### DIRECTIONS FOR THIS TASK
Reproduce all lines of the listing below in which the word "React" occurs.

********************

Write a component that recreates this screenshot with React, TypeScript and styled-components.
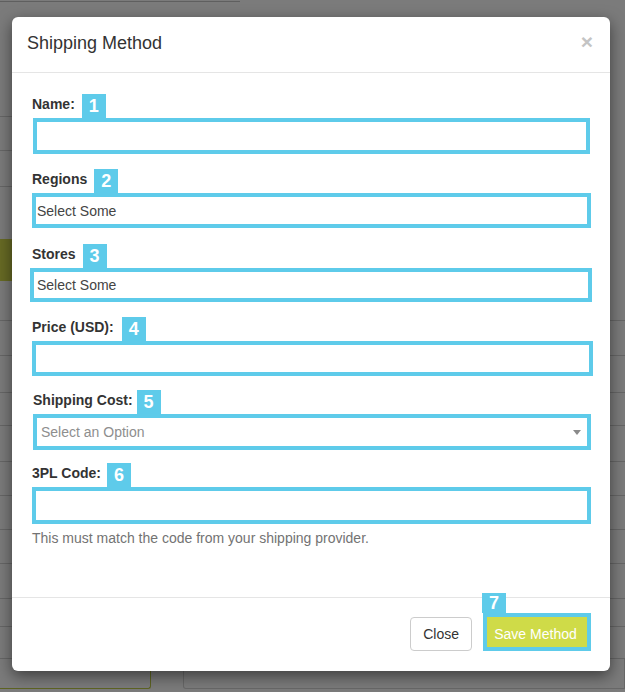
import React from 'react';
import styled, { createGlobalStyle } from 'styled-components';

const GlobalStyle = createGlobalStyle`
  html, body {
    margin: 0;
    padding: 0;
  }
  body {
    font-family: "Liberation Sans", Arial, sans-serif;
    background: #7b7b7b;
  }
`;

const BLUE = '#5ecbea';

// dimmed page behind the modal
const Page = styled.div`
  position: relative;
  width: 625px;
  height: 692px;
  overflow: hidden;
  background: #7b7b7b;
`;

const Backdrop = styled.div`
  display: flex;
  flex-direction: column;
  height: 100%;
`;

const TopStrip = styled.div`
  width: 240px;
  height: 1px;
  border-bottom: 1px solid #5f5f5f;
`;

const Row = styled.div<{ $h: number }>`
  display: flex;
  height: ${(p) => p.$h}px;
  flex-shrink: 0;
`;

const RowMain = styled.div<{ $olive?: boolean; $line?: boolean }>`
  flex: 1;
  background: ${(p) => (p.$olive ? '#676a24' : 'transparent')};
  border-bottom: 1px solid ${(p) => (p.$line ? '#666666' : 'transparent')};
`;

const RowEdge = styled.div<{ $line?: boolean }>`
  width: 15px;
  border-bottom: 1px solid ${(p) => (p.$line ? '#666666' : 'transparent')};
`;

const BottomBoxes = styled.div`
  display: flex;
  gap: 32px;
  height: 30px;
`;

const OliveBox = styled.div`
  width: 150px;
  border: 1px solid #5d6322;
  border-top: none;
  border-left: none;
  border-radius: 0 0 3px 0;
`;

const GreyBox = styled.div`
  flex: 1;
  border: 1px solid #686868;
  border-top: none;
  border-radius: 0 0 0 3px;
`;

// modal
const Modal = styled.div`
  position: absolute;
  top: 17px;
  left: 12px;
  width: 598px;
  height: 654px;
  background: #fff;
  border-radius: 6px;
  box-shadow: 0 5px 15px rgba(0, 0, 0, 0.5);
  display: flex;
  flex-direction: column;
`;

const Header = styled.div`
  height: 56px;
  box-sizing: border-box;
  padding: 0 17px 2px 15px;
  display: flex;
  align-items: center;
  justify-content: space-between;
  border-bottom: 1px solid #e5e5e5;
`;

const Title = styled.h4`
  margin: 0;
  font-size: 18px;
  font-weight: normal;
  color: #333;
`;

const CloseX = styled.span`
  font-size: 21px;
  font-weight: bold;
  color: #c4c4c4;
  line-height: 1;
  margin-top: -4px;
`;

const Body = styled.div`
  flex: 1;
  padding: 21px 20px 0 20px;
`;

const Field = styled.div<{ $gap: number }>`
  margin-bottom: ${(p) => p.$gap}px;
`;

const LabelRow = styled.div`
  display: flex;
  align-items: center;
  height: 24px;
`;

const Label = styled.label<{ $ml: number; $gap: number }>`
  font-size: 14px;
  font-weight: bold;
  color: #333;
  margin-left: ${(p) => p.$ml}px;
  margin-right: ${(p) => p.$gap}px;
  margin-top: -4px;
`;

const Badge = styled.span`
  width: 24px;
  height: 24px;
  background: ${BLUE};
  color: #fff;
  font-size: 18px;
  font-weight: bold;
  display: flex;
  align-items: center;
  justify-content: center;
`;

const Box = styled.div<{ $h: number; $ml: number; $mr: number; $pl: number }>`
  height: ${(p) => p.$h}px;
  box-sizing: border-box;
  margin-left: ${(p) => p.$ml}px;
  margin-right: ${(p) => p.$mr}px;
  border: 4px solid ${BLUE};
  background: #fff;
  display: flex;
  align-items: center;
  justify-content: space-between;
  padding: 0 6px 0 ${(p) => p.$pl}px;
  font-size: 14px;
`;

const Placeholder = styled.span<{ $muted?: boolean }>`
  color: ${(p) => (p.$muted ? '#8e8e8e' : '#444')};
`;

const Caret = styled.span`
  width: 0;
  height: 0;
  border-left: 4px solid transparent;
  border-right: 4px solid transparent;
  border-top: 5px solid #8a8a8a;
`;

const Help = styled.p`
  margin: -7px 0 0 0;
  font-size: 14px;
  color: #737373;
`;

const Footer = styled.div`
  height: 74px;
  box-sizing: border-box;
  border-top: 1px solid #e5e5e5;
  padding: 0 19px 20px 0;
  display: flex;
  justify-content: flex-end;
  align-items: flex-end;
  gap: 11px;
`;

const Button = styled.button`
  height: 34px;
  padding: 0 12px;
  background: #fff;
  border: 1px solid #ccc;
  border-radius: 4px;
  font-family: inherit;
  font-size: 14px;
  color: #333;
`;

const SaveWrap = styled.div`
  position: relative;
  border: 4px solid ${BLUE};
  display: flex;
`;

const SaveButton = styled.button`
  width: 100px;
  height: 30px;
  border: none;
  background: #cfdb48;
  color: #fff;
  font-family: inherit;
  font-size: 14px;
  padding: 3px 3px 0 0;
`;

const FloatBadge = styled(Badge)`
  position: absolute;
  top: -24px;
  left: -5px;
  height: 20px;
`;

const rows = [
  { h: 115, line: true },
  { h: 34, line: true },
  { h: 36, line: true },
  { h: 52 },
  { h: 42, olive: true },
  { h: 40, line: true, right: true },
  { h: 35, line: true, right: true },
  { h: 37, line: true, right: true },
  { h: 33, line: true, right: true },
  { h: 36, line: true, right: true },
  { h: 34, line: true, right: true },
  { h: 34, line: true, right: true },
  { h: 34, line: true, right: true },
  { h: 35, line: true, right: true },
  { h: 28, line: true, right: true },
  { h: 32, line: true, right: true },
];

const fields = [
  { label: 'Name:', n: 1, gap: 7, h: 36, ml: 1, mr: 0, pl: 1, after: 15 },
  { label: 'Regions', n: 2, gap: 7, h: 35, ml: 0, mr: -1, pl: 1, text: 'Select Some', after: 16 },
  { label: 'Stores', n: 3, gap: 7, h: 34, ml: -2, mr: -2, pl: 3, text: 'Select Some', after: 15 },
  { label: 'Price (USD):', n: 4, gap: 8, h: 35, ml: 0, mr: -3, pl: 1, after: 14 },
  { label: 'Shipping Cost:', n: 5, gap: 4, h: 36, ml: 1, mr: -1, pl: 4, text: 'Select an Option', muted: true, caret: true, after: 13 },
  { label: '3PL Code:', n: 6, gap: 6, h: 37, ml: 0, mr: -1, pl: 1, after: 13 },
];

export default function App() {
  return (
    <>
      <GlobalStyle />
      <Page>
        <Backdrop>
          <TopStrip />
          {rows.map((r, i) => (
            <Row key={i} $h={r.h}>
              <RowMain $olive={r.olive} $line={r.line} />
              <RowEdge $line={r.right} />
            </Row>
          ))}
          <BottomBoxes>
            <OliveBox />
            <GreyBox />
          </BottomBoxes>
        </Backdrop>

        <Modal>
          <Header>
            <Title>Shipping Method</Title>
            <CloseX>×</CloseX>
          </Header>
          <Body>
            {fields.map((f) => (
              <Field key={f.n} $gap={f.after}>
                <LabelRow>
                  <Label $ml={f.n === 5 ? 1 : 0} $gap={f.gap}>{f.label}</Label>
                  <Badge>{f.n}</Badge>
                </LabelRow>
                <Box $h={f.h} $ml={f.ml} $mr={f.mr} $pl={f.pl}>
                  <Placeholder $muted={f.muted}>{f.text}</Placeholder>
                  {f.caret && <Caret />}
                </Box>
              </Field>
            ))}
            <Help>This must match the code from your shipping provider.</Help>
          </Body>
          <Footer>
            <Button>Close</Button>
            <SaveWrap>
              <FloatBadge>7</FloatBadge>
              <SaveButton>Save Method</SaveButton>
            </SaveWrap>
          </Footer>
        </Modal>
      </Page>
    </>
  );
}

********************

### FULL RESPONSE
Write a component that recreates this screenshot with React, TypeScript and styled-components.
import React from 'react';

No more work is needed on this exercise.